THE INPUT |
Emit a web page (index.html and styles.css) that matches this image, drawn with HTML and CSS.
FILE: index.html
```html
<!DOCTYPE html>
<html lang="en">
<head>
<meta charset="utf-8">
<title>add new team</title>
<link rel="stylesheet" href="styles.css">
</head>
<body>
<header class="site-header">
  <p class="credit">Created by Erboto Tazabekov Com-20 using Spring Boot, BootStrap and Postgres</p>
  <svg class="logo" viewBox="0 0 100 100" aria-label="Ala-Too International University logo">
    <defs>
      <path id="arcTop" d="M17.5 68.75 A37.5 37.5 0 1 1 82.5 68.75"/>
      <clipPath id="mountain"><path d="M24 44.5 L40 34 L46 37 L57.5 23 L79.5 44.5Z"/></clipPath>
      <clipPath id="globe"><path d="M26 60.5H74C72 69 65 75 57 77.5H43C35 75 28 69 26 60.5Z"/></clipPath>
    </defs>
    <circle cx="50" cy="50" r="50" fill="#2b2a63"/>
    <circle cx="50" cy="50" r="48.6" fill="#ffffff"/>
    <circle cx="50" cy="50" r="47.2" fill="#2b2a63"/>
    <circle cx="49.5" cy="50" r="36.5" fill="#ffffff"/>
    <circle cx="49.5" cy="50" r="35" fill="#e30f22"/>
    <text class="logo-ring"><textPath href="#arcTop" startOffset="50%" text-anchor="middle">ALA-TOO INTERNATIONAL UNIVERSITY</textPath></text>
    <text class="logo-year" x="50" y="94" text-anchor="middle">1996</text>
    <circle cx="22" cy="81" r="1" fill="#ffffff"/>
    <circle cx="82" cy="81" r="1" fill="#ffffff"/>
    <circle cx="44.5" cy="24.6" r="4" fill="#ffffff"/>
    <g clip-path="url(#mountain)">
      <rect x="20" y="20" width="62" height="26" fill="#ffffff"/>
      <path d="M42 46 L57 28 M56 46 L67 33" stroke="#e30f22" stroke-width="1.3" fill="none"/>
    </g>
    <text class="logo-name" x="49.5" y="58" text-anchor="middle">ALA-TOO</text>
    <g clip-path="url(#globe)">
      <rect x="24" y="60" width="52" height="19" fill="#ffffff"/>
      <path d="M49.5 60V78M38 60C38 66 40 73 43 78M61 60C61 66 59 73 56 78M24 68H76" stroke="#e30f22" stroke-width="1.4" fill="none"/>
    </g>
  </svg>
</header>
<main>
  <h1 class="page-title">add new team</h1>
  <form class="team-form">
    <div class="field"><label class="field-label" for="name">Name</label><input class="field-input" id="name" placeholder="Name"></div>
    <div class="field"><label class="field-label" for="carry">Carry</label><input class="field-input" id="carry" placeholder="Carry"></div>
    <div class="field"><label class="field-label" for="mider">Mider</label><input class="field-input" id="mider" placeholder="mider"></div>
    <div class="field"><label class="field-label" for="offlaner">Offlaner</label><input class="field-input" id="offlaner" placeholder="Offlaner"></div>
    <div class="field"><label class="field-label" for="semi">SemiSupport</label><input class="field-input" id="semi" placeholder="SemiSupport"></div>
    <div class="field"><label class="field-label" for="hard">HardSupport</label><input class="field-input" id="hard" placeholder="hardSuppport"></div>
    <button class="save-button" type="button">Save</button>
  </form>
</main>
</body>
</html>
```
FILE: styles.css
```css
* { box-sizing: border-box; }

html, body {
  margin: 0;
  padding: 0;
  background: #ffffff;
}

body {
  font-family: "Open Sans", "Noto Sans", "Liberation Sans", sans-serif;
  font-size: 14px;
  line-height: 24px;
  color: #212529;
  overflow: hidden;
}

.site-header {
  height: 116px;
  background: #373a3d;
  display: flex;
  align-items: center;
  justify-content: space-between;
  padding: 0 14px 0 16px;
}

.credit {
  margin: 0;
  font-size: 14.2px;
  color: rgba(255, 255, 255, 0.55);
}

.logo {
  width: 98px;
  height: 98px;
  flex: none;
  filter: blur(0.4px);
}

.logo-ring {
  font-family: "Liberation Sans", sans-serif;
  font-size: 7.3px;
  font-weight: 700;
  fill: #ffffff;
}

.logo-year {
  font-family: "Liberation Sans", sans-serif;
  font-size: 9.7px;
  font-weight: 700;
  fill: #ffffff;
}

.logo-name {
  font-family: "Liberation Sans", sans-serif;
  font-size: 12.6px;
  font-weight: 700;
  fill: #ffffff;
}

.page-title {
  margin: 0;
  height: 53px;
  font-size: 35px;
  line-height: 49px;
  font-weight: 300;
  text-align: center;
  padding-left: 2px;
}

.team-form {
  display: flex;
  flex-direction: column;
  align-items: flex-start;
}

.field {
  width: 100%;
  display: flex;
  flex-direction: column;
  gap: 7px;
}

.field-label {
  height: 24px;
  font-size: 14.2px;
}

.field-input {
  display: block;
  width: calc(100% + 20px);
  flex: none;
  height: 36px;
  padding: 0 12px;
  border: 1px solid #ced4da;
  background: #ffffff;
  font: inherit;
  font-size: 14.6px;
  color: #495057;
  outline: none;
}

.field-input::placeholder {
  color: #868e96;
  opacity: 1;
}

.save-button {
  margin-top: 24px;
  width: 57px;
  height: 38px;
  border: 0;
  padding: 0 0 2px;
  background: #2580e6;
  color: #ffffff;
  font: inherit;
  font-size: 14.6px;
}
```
* * *
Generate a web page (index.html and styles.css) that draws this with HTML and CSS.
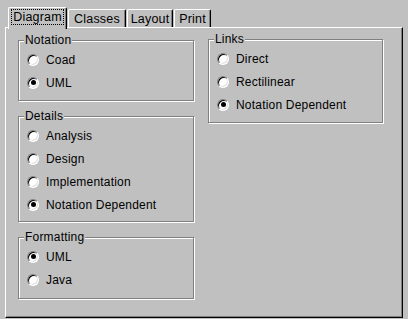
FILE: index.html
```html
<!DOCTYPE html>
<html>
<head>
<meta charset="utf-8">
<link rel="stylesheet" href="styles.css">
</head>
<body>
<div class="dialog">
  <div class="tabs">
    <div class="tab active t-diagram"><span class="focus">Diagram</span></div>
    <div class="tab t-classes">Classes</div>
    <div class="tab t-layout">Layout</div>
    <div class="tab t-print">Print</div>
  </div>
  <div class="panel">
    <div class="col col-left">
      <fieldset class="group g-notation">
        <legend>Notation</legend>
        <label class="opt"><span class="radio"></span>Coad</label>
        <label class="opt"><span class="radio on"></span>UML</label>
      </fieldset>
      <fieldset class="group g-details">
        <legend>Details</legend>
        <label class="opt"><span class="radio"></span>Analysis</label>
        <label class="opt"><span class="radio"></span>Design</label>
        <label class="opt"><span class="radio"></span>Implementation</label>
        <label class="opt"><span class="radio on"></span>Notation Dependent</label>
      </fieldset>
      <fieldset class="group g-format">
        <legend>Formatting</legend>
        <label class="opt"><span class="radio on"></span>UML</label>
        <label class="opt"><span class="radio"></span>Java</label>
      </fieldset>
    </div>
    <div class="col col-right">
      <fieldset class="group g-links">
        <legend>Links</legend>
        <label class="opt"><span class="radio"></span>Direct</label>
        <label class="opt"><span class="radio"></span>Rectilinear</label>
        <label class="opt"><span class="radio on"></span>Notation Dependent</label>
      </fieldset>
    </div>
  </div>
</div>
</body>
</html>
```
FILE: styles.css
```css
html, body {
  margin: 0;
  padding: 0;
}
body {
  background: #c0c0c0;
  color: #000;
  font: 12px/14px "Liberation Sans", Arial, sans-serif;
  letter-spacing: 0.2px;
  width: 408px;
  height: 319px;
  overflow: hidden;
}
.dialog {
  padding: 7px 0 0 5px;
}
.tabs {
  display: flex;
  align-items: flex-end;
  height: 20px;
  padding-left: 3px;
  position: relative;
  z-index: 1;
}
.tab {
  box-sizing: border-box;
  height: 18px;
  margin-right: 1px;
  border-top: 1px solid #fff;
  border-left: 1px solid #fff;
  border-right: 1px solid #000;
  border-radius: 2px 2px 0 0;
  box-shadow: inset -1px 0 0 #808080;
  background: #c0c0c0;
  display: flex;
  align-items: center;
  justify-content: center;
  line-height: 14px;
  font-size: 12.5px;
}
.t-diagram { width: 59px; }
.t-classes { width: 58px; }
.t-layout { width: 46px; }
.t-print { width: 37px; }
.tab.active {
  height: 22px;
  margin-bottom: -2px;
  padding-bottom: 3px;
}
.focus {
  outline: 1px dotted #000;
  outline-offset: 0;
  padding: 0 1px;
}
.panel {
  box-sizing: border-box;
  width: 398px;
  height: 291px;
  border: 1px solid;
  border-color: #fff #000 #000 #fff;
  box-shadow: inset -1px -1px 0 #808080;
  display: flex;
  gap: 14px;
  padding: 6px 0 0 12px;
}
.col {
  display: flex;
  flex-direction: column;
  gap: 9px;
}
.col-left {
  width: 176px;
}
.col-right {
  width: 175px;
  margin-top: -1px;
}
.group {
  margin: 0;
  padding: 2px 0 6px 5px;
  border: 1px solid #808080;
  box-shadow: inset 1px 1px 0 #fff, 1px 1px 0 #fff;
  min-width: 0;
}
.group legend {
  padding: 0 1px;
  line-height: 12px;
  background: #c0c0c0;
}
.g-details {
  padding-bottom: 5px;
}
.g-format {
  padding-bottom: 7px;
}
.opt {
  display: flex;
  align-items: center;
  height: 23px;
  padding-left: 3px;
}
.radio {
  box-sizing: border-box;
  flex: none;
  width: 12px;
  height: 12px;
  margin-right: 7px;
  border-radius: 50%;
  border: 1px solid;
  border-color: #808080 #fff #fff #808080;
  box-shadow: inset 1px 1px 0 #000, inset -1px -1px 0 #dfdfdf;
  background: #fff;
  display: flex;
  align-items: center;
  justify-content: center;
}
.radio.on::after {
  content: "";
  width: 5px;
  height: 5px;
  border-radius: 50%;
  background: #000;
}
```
---
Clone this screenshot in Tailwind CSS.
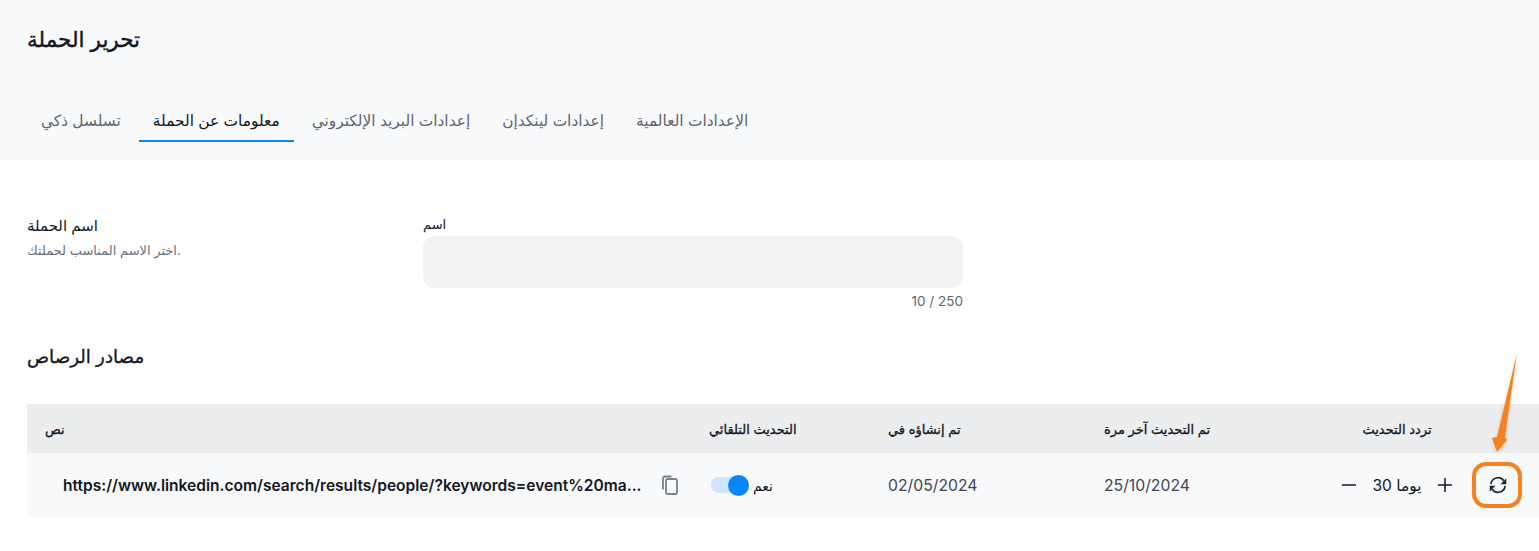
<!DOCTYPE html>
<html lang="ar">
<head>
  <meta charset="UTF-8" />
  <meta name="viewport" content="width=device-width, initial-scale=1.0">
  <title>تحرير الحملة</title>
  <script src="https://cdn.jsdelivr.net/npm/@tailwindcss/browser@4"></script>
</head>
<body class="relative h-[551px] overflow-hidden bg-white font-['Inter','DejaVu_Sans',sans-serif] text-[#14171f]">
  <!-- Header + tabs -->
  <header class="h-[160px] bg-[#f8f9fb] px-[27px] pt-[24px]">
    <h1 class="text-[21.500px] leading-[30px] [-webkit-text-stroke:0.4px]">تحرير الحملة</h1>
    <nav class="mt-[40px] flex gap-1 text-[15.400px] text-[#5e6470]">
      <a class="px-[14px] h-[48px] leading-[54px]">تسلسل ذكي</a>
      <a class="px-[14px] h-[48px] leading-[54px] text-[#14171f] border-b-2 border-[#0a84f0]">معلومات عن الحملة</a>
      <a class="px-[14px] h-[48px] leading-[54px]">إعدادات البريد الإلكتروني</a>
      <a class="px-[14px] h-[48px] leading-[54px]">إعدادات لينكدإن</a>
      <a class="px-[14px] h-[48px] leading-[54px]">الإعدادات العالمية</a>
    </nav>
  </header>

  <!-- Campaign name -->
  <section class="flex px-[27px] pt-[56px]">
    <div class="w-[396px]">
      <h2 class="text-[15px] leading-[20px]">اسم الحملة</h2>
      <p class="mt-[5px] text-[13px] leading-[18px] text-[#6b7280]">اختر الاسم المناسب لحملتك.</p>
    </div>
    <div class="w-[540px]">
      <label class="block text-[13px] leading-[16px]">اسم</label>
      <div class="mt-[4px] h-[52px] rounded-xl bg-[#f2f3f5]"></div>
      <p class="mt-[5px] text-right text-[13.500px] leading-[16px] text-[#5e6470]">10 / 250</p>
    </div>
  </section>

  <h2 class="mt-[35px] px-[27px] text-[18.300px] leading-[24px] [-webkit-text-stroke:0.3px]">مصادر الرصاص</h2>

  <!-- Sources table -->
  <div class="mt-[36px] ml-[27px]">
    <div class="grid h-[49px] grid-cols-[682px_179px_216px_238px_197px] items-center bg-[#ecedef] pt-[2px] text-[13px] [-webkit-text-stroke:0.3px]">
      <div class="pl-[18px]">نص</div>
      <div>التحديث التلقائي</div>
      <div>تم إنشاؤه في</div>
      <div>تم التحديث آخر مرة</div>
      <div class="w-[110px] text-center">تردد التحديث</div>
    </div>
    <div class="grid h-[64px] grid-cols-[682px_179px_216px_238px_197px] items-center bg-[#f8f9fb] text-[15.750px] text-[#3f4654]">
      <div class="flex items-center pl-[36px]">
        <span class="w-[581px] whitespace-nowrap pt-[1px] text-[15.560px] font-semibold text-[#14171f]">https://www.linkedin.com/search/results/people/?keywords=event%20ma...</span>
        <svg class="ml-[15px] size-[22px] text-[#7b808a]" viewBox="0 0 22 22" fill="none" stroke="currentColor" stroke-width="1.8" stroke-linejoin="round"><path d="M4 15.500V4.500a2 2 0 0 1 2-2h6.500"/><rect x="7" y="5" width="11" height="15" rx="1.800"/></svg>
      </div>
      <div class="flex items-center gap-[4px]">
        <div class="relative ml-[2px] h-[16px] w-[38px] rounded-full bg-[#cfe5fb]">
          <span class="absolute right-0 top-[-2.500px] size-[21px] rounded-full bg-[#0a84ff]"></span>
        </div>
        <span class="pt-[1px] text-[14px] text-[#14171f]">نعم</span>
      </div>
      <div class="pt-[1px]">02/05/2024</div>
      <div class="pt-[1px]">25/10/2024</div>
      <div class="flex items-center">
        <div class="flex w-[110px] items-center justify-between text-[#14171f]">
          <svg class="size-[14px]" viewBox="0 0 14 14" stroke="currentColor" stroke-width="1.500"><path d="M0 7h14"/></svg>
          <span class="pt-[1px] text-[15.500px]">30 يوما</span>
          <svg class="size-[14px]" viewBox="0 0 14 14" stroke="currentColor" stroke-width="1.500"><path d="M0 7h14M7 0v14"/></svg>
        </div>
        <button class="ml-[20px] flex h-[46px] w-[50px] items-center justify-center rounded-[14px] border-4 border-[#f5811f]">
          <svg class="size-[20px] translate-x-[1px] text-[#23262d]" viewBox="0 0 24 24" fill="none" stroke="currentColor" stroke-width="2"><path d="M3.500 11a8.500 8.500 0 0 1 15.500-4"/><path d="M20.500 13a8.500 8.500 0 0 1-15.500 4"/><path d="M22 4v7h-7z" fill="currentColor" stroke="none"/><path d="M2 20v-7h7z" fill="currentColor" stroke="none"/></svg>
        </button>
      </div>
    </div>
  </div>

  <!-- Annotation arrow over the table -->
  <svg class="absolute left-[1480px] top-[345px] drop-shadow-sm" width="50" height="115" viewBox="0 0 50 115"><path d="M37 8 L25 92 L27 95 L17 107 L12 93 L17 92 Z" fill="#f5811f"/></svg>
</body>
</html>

PROBLEM TO WORK ON |
In the entries above, find each line with the word "index" and show it.

REPLY TO THE TASK |
Emit a web page (index.html and styles.css) that matches this image, drawn with HTML and CSS.
FILE: index.html
Generate a web page (index.html and styles.css) that draws this with HTML and CSS.
FILE: index.html
  z-index: 1;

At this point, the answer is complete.